This type of unwelcome publicity means that the armed forces of the world are on the lookout for something that will force subjects to obey their masters, but won't produce any photo opportunities for human rights activists. They thought they'd scored a massive hit recently when someone at Raytheon  developed a sort of microwave-oven-at-a-distance effect that heats up the skin, causing, it says here, pain. But not the killing thing, or the blood, or the kids draped over their weeping dad's arms with their heads lolling too far back to be merely sleeping. Just "intolerable" pain, after which the targeted person will run away from the beam - because, of course, people are always free to run in any direction they choose in riot situations.
It's called the Active Denial System, because "Heat Ray" is something bad from War of the Worlds, and we wouldn't want that image
a non lethal, counter-personnel directed energy non-lethal weapon which can be used against human targets at distances beyond the effective range of small arms. ADS projects a focused millimeter wave energy beam which induces intolerable heating sensation on an adversary's skin and cause that individual to be repelled without injury.

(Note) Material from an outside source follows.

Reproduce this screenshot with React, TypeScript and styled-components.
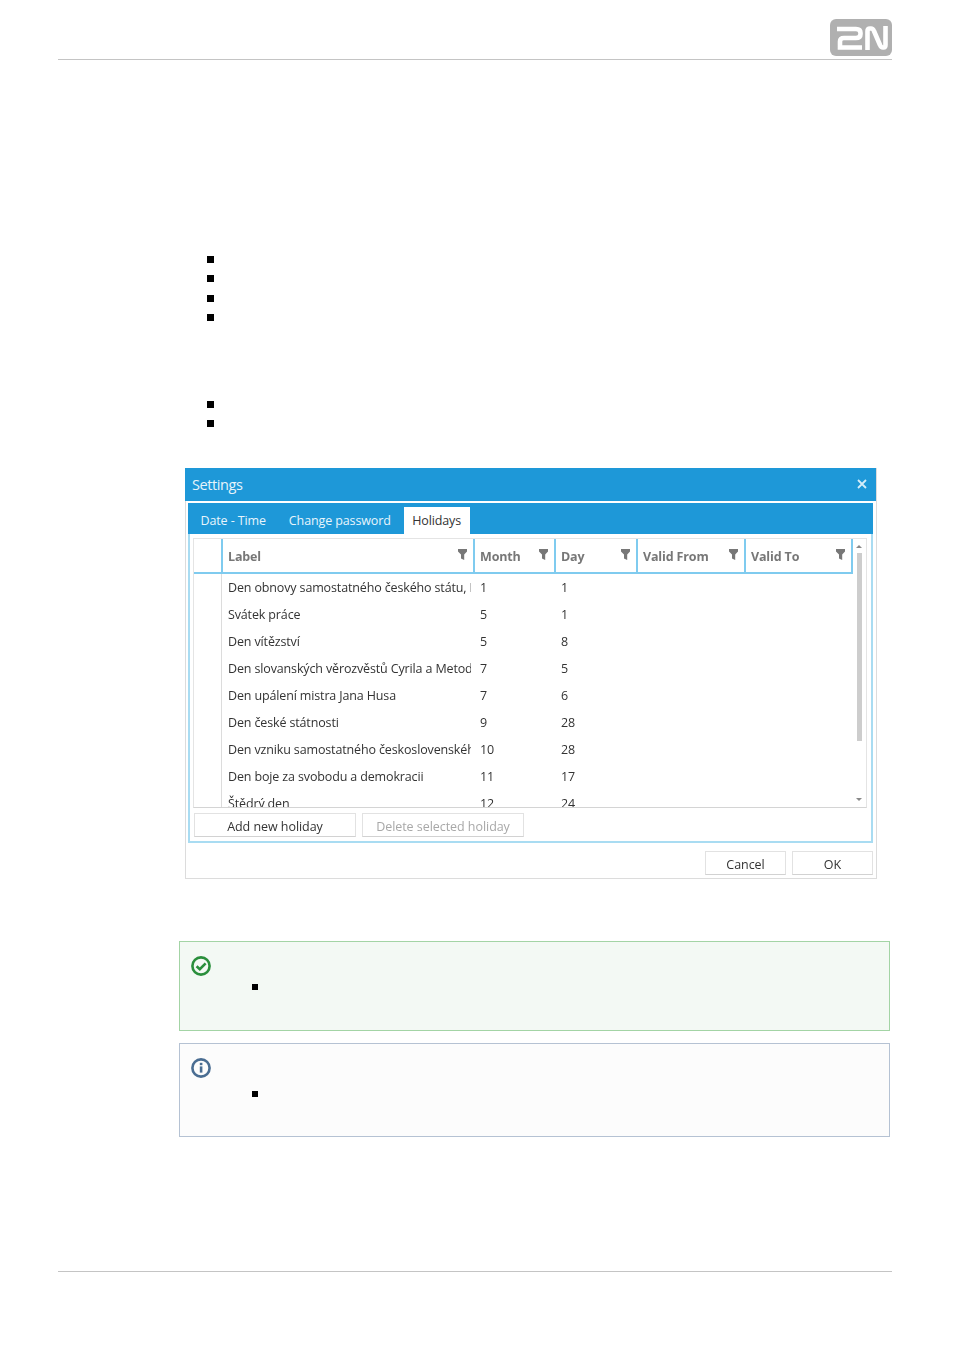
import styled, { createGlobalStyle } from "styled-components";

const GlobalStyle = createGlobalStyle`
  html, body {
    margin: 0;
    padding: 0;
    background: #fff;
  }
  * {
    box-sizing: border-box;
  }
`;

const Page = styled.div`
  width: 954px;
  height: 1350px;
  padding: 19px 62px 0 58px;
  display: flex;
  flex-direction: column;
  font-family: "Open Sans", "Liberation Sans", sans-serif;
  overflow: hidden;
`;

const Header = styled.header`
  display: flex;
  justify-content: flex-end;
  height: 41px;
  flex: none;
  border-bottom: 1px solid #c4c4c4;
`;

const Content = styled.main`
  display: flex;
  flex-direction: column;
  padding-left: 121px;
  flex: 1;
`;

const BulletList = styled.ul<{ $top: number; $bottom: number }>`
  list-style: none;
  margin: ${(p) => p.$top}px 0 ${(p) => p.$bottom}px 28px;
  padding: 0;
  display: flex;
  flex-direction: column;
  gap: 12.3px;
`;

const Bullet = styled.li`
  width: 7px;
  height: 7px;
  background: #000;
`;

const Dialog = styled.section`
  width: 692px;
  height: 411px;
  flex: none;
  margin-left: 6px;
  border: 1px solid #dcdcdc;
  border-top: 0;
  display: flex;
  flex-direction: column;
  filter: blur(0.3px);
`;

const TitleBar = styled.div`
  height: 33px;
  flex: none;
  background: #1e98d8;
  color: #e6f4fb;
  font-size: 14.5px;
  letter-spacing: -0.4px;
  margin-left: -1px;
  padding: 0 8px 0 7px;
  display: flex;
  align-items: center;
  justify-content: space-between;
`;

const CloseIcon = styled.svg`
  width: 10px;
  height: 10px;
  margin-right: 1px;
`;

const TabPanel = styled.div`
  height: 340px;
  flex: none;
  margin: 2px 3px 0 2px;
  border: 2px solid #a9dcf2;
  border-top: 0;
  display: flex;
  flex-direction: column;
`;

const TabStrip = styled.div`
  height: 31px;
  flex: none;
  background: #1e98d8;
  margin: 0 -2px;
  padding: 4px 0 0 2px;
  display: flex;
  align-items: stretch;
  gap: 2px;
  font-size: 12.5px;
  letter-spacing: -0.12px;
`;

const Tab = styled.div<{ $active?: boolean }>`
  display: flex;
  align-items: center;
  padding-top: 1px;
  color: ${(p) => (p.$active ? "#333" : "#e8f5fc")};
  background: ${(p) => (p.$active ? "#fff" : "transparent")};
  padding-left: ${(p) => (p.$active ? "8.5px" : "10.5px")};
  padding-right: ${(p) => (p.$active ? "8.5px" : "10.5px")};
  margin-left: ${(p) => (p.$active ? "0.5px" : "0")};
`;

const GridBox = styled.div`
  height: 270px;
  flex: none;
  margin: 4px 4px 0 3px;
  border: 1px solid #e4e4e4;
  border-bottom-color: #d4d4d4;
  display: flex;
  overflow: hidden;
`;

const Table = styled.div`
  width: 659px;
  flex: none;
  display: flex;
  flex-direction: column;
`;

const columns = "27px 252px 81px 82px 108px 109px";

const HeadRow = styled.div`
  display: grid;
  grid-template-columns: ${columns};
  height: 35px;
  flex: none;
  border-bottom: 2px solid #7fcbef;
`;

const HeadCell = styled.div`
  display: flex;
  align-items: center;
  justify-content: space-between;
  padding: 2px 6px 0 5px;
  border-left: 2px solid #7fcbef;
  font-size: 12.5px;
  font-weight: 700;
  letter-spacing: -0.15px;
  color: #777;

  &:last-child {
    border-right: 2px solid #7fcbef;
  }
`;

const Funnel = styled.svg`
  width: 9px;
  height: 11px;
  margin-top: -4px;
  flex: none;
`;

const Row = styled.div`
  display: grid;
  grid-template-columns: ${columns};
  height: 27px;
  flex: none;
`;

const RowGutter = styled.div`
  width: 28px;
  border-right: 1px solid #dcdcdc;
`;

const Cell = styled.div`
  display: flex;
  align-items: center;
  padding-left: 7px;
  margin-right: 2px;
  font-size: 12.5px;
  letter-spacing: -0.14px;
  color: #333;
  white-space: nowrap;
  overflow: hidden;
`;

const Scrollbar = styled.div`
  width: 12px;
  display: flex;
  flex-direction: column;
  align-items: center;
  padding-top: 6px;
`;

const Arrow = styled.div<{ $down?: boolean }>`
  width: 0;
  height: 0;
  border-left: 3px solid transparent;
  border-right: 3px solid transparent;
  ${(p) =>
    p.$down
      ? "border-top: 3px solid #888; margin-top: 57px;"
      : "border-bottom: 3px solid #888; margin-bottom: 5px;"}
`;

const Thumb = styled.div`
  width: 5px;
  height: 188px;
  flex: none;
  background: #cdcdcd;
`;

const ActionRow = styled.div`
  display: flex;
  gap: 6px;
  margin: 5px 0 0 4px;
`;

const Button = styled.button<{ $width: number; $disabled?: boolean }>`
  width: ${(p) => p.$width}px;
  height: 24px;
  background: #fff;
  border: 1px solid #e2e2e2;
  border-bottom-color: #d2d2d2;
  font-family: inherit;
  font-size: 12.5px;
  letter-spacing: -0.05px;
  color: ${(p) => (p.$disabled ? "#a8a8a8" : "#333")};
  padding: 3px 0 0;
`;

const Footer = styled.div`
  display: flex;
  justify-content: flex-end;
  gap: 6px;
  padding: 8px 3px 0 0;
`;

const Note = styled.aside<{ $kind: "success" | "info"; $height: number; $top: number }>`
  width: 711px;
  height: ${(p) => p.$height}px;
  flex: none;
  margin-top: ${(p) => p.$top}px;
  background: ${(p) => (p.$kind === "success" ? "#f3f9f4" : "#fcfcfc")};
  border: 1px solid ${(p) => (p.$kind === "success" ? "#a3d4a5" : "#b5c2d3")};
  display: flex;
  align-items: flex-start;
`;

const NoteIcon = styled.svg`
  width: 20px;
  height: 20px;
  margin: 14px 0 0 11px;
  flex: none;
  filter: blur(0.3px);
`;

const NoteBullet = styled.div<{ $top: number }>`
  width: 6px;
  height: 6px;
  background: #000;
  margin: ${(p) => p.$top}px 0 0 41px;
`;

const FooterLine = styled.footer`
  flex: none;
  margin-bottom: 78px;
  border-top: 1px solid #c4c4c4;
`;

const rows = [
  ["Den obnovy samostatného českého státu, Nový rok", "1", "1"],
  ["Svátek práce", "5", "1"],
  ["Den vítězství", "5", "8"],
  ["Den slovanských věrozvěstů Cyrila a Metoděje", "7", "5"],
  ["Den upálení mistra Jana Husa", "7", "6"],
  ["Den české státnosti", "9", "28"],
  ["Den vzniku samostatného československého státu", "10", "28"],
  ["Den boje za svobodu a demokracii", "11", "17"],
  ["Štědrý den", "12", "24"],
];

const headers = ["Label", "Month", "Day", "Valid From", "Valid To"];

function Logo() {
  return (
    <svg width="62" height="37" viewBox="0 0 62 37">
      <rect width="62" height="37" rx="6" fill="#b0b0b0" />
      <path
        d="M7 10 H26 Q30.5 10 30.5 14 V15 Q30.5 19 26 19 H14 Q10 19 10 22.5 V28.5 H32"
        fill="none"
        stroke="#fff"
        strokeWidth="4.6"
      />
      <path
        d="M37.5 31 V12 Q37.5 9.5 40 9.5 H41 Q43 9.5 44 12 L50 26 Q51 28.5 53 28.5 H53.5 Q55.5 28.5 55.5 26 V7"
        fill="none"
        stroke="#fff"
        strokeWidth="4.6"
      />
    </svg>
  );
}

function App() {
  return (
    <>
      <GlobalStyle />
      <Page>
        <Header>
          <Logo />
        </Header>
        <Content>
          <BulletList $top={196} $bottom={80}>
            <Bullet />
            <Bullet />
            <Bullet />
            <Bullet />
          </BulletList>
          <BulletList $top={0} $bottom={40.8}>
            <Bullet />
            <Bullet />
          </BulletList>
          <Dialog>
            <TitleBar>
              Settings
              <CloseIcon viewBox="0 0 10 10">
                <path d="M1 1 L9 9 M9 1 L1 9" stroke="#d5edf9" strokeWidth="1.8" />
              </CloseIcon>
            </TitleBar>
            <TabPanel>
              <TabStrip>
                <Tab>Date - Time</Tab>
                <Tab>Change password</Tab>
                <Tab $active>Holidays</Tab>
              </TabStrip>
              <GridBox>
                <Table>
                  <HeadRow>
                    <div />
                    {headers.map((h) => (
                      <HeadCell key={h}>
                        {h}
                        <Funnel viewBox="0 0 9 11">
                          <path d="M0 0 H9 V2.5 L6.2 5.5 V11 L3 9.5 V5.5 L0 2.5 Z" fill="#777" />
                        </Funnel>
                      </HeadCell>
                    ))}
                  </HeadRow>
                  {rows.map(([label, month, day]) => (
                    <Row key={label}>
                      <RowGutter />
                      <Cell>{label}</Cell>
                      <Cell>{month}</Cell>
                      <Cell>{day}</Cell>
                    </Row>
                  ))}
                </Table>
                <Scrollbar>
                  <Arrow />
                  <Thumb />
                  <Arrow $down />
                </Scrollbar>
              </GridBox>
              <ActionRow>
                <Button $width={162}>Add new holiday</Button>
                <Button $width={162} $disabled>
                  Delete selected holiday
                </Button>
              </ActionRow>
            </TabPanel>
            <Footer>
              <Button $width={81}>Cancel</Button>
              <Button $width={81}>OK</Button>
            </Footer>
          </Dialog>
          <Note $kind="success" $height={90} $top={62}>
            <NoteIcon viewBox="0 0 20 20">
              <circle cx="10" cy="10" r="8.6" fill="none" stroke="#2a8f3c" strokeWidth="2.6" />
              <path d="M5.6 10.2 L8.8 13.2 L14.6 7.4" fill="none" stroke="#2a8f3c" strokeWidth="2.6" />
            </NoteIcon>
            <NoteBullet $top={42} />
          </Note>
          <Note $kind="info" $height={94} $top={12}>
            <NoteIcon viewBox="0 0 20 20">
              <circle cx="10" cy="10" r="8.6" fill="none" stroke="#4a6d92" strokeWidth="2.6" />
              <rect x="8.8" y="8.4" width="2.6" height="6.2" fill="#4a6d92" />
              <rect x="8.8" y="4.8" width="2.6" height="2.4" fill="#4a6d92" />
            </NoteIcon>
            <NoteBullet $top={47} />
          </Note>
        </Content>
        <FooterLine />
      </Page>
    </>
  );
}

export default App;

Brillig, the time when you begin
broiling things for dinner. From
Alice in Wonderland.
The army wants it for Iraq; the public is said to be "squeamish" about it. Articles mention its possible misuse as torture. I think the public is probably squeamish about it because they don't want it turned on them. I know I am; I can imagine a day when the LAPD decides to "actively deny" a public square to the public by non-lethally broiling its own citizenry. In fact, I can imagine them doing it tomorrow if they got hold of a Heat Ray tonight.
It turns out that the "squeamish" public might have the right idea. "Non-lethality" sounds too good to be true, and it is too good to be true. The death ray, sorry, ADS, has to be calibrated for the distance to its target and also, presumably, for the amount of water vapor in the way that might dissipate the energy. I can imagine that in an armored vehicle, with limited visibility, small arms fire outside and the possibility that someone is rigging up a bomb under the truck right now, an operator might make a hasty decision about which buttons to press, and end up grilling somebody.
It turns out it's worse than that. According to a report in The Guardian, the operator can boil someone during a relatively stress-free testing exercise. In a report called "US military in denial over pain ray - Concern over the safety of a crowd control system in tests sparks fears about its use in operational situations" The Guardian says:
Earlier that day it had been used successfully at 75% power level and three-second duration. According to the report: "ADS Operator P4 set power to 100% for four-second duration, so as to be effective at the longer range." A problem prevented the test from taking place - the system's magnet requires supercooling and can be temperamental in hot weather. …
Unfortunately, the crew forgot to change the settings. …
The description of the injuries has been censored from the report: all we can see is that they are covered by 11 numbered points. An Air Force statement says: "the injury was classified as a second degree burn," a type characterised by blistering. Local newspapers reported that the airman suffered burns on both legs and spent two days in the Joseph M Still Burn Centre in Augusta, Georgia. The official report puts the injury cost at $17,748.
Generally speaking, I'm against the death penalty because I think, all ethical considerations aside, voluntarily giving your government the right to kill you is a bad move. I'm also against my government spending money on Death Rays to keep me out of public places.
 If the name of your company sounds like an Evil Overlord from Flash Gordon, you're already doomed, really.